Bizleri, “Hâkimiyet” le bir araya getirmek isteyen ve siz okurların katına çıkaran Ahmet Toprak da bunlardan biri…
Ahmet Toprak, yıllarca yurt dışında kalmış… Farklı kültür ve inançtaki insanlarla bir arada yaşamış… Yaşamı sentezlemiş… Döndüğünde de içinde depreşen arzu, onu mesleğiyle yetindirmemiş, bir gazete çıkarmaya karar verdirmiş… Bir yıl gibi kısa bir süre içerisinde haber, dağıtım, baskı kalitesi ve yönetim anlamında, gazeteyi zirveye oturtmuş… Ancak bununla da yetinmeyip, “Daha iyi ne yapabilirim? Gazeteyi daha ileri nasıl taşıyabilirim?” düşüncesine yönelmiş. Bu düşünceler doğrultusunda sıradan olmayan, olayları farklı yorumlayan samimi kalemleri bir araya getirmiş…
Evet,
Hâkimiyet gazetesi, bugün itibariyle, yeni yazar kadrosuyla, yeni bir yayın dönemine “merhaba” diyor… Yeni dönemde “Hâkimiyet” gündeme hâkim olmaya devam edecek, asla vasat bir görüntü sergilemeyecektir.
“Hâkimiyet” asla vasat olmayacaktır…
*****
Vasat, iki şeyin arası demektir. “Orta” demektir vasat.
Vasat, ne “iyi” ne de “kötü” demektir.
Sınırların içinde olmaktır, vasat olmak...
Günümüzde vasat, olağanın altı gibi anlam kaymasına uğramışsa da, bir şeyin vasat olması o şeyin, olağandan ne “eksik” ne de “fazla” olması demektir.

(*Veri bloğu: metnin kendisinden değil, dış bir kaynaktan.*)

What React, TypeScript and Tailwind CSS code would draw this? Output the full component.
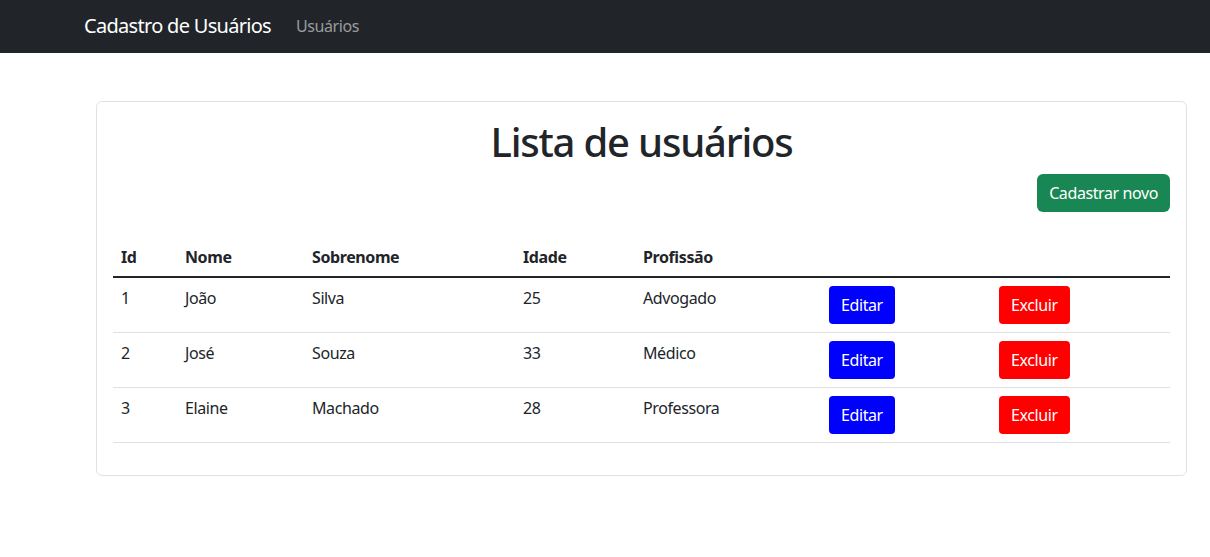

“Orta” dereceyle okuldan mezun olan bir öğrenci, vasat bir öğrencidir. Ligi “ortalarda” bitiren bir takım, vasat bir takımdır.
Vasat, bir şeyi kötülemek için kullanılmaz. Kötülük yoktur içinde… Esasen bir değerlendirme ölçütüdür, vasat…
Vasat toplumlarda, hayat normaldir. Hırs yapılmaz, çok çalışılmaz, 5’den şaşılmaz 6 aşılmaz…
Vasatizm, en rahatlatıcı ideolojidir; vasat olmayı kabul ettiğinizde, yeni olanı, farklı olanı yapma zorunluluğundan kurtulursunuz, orijinal hiçbir fikir oluşturmadan yaşayıp gidersiniz… İnsanlığa katkı sunmak için gözlerinizi kör edip araştırma yapmanıza bilim, teknoloji üretmenize gerek yoktur.
Dünya çapında kabul gören, okunan bir roman yazmanız, bir eser sunmanız gerekmez.
Olimpiyatlarda madalya almasanız da olur…
Havuza balıklama atlamanıza da gerek yoktur. Çivileme atlarsınız olur…
Ambulansa adam taşınırken hastayı kafa üstü yere çakan, hatta bir şey olmamış gibi kaldıran sağlık görevlisi “kötü” bir insan değildir. Sadece vasattır. Ertesi gün bir başka hastayı düşürmemek için önlem almayan yöneticinin de kötülüğünden bahsedilmez… Sadece ve sadece vasattır…
Merkezinde çimento fabrikası olan bir şehir vasattır. Doğal gazı olduğu halde girişinde odun ambarı olan bir şehir vasat bir şehirdir.
Kültür ve sanat adına üretmeyen bir şehir vasattır. Bilim üretmeyen bir üniversite vasat bir üniversitedir.
Trikotaj atölyesinden çıkarcasına birbirine tıpatıp benzeyen gazeteler de vasattır. O gazetelerde köşesinden birine ya övgü ya sövgü gönderen de vasattır. Bilgisi olmadan her telden çalan da vasattır…
Velhasıl vasatı okuyan da vasattır.
Vasat, bir şeyi kötülemek için kullanılmaz. Kötülük yoktur içinde…
Esasen bir değerlendirme ölçütüdür, vasat…
“Hakimiyet” asla vasat bir görüntü sergilemeyecek, asla vasat olmayacaktır.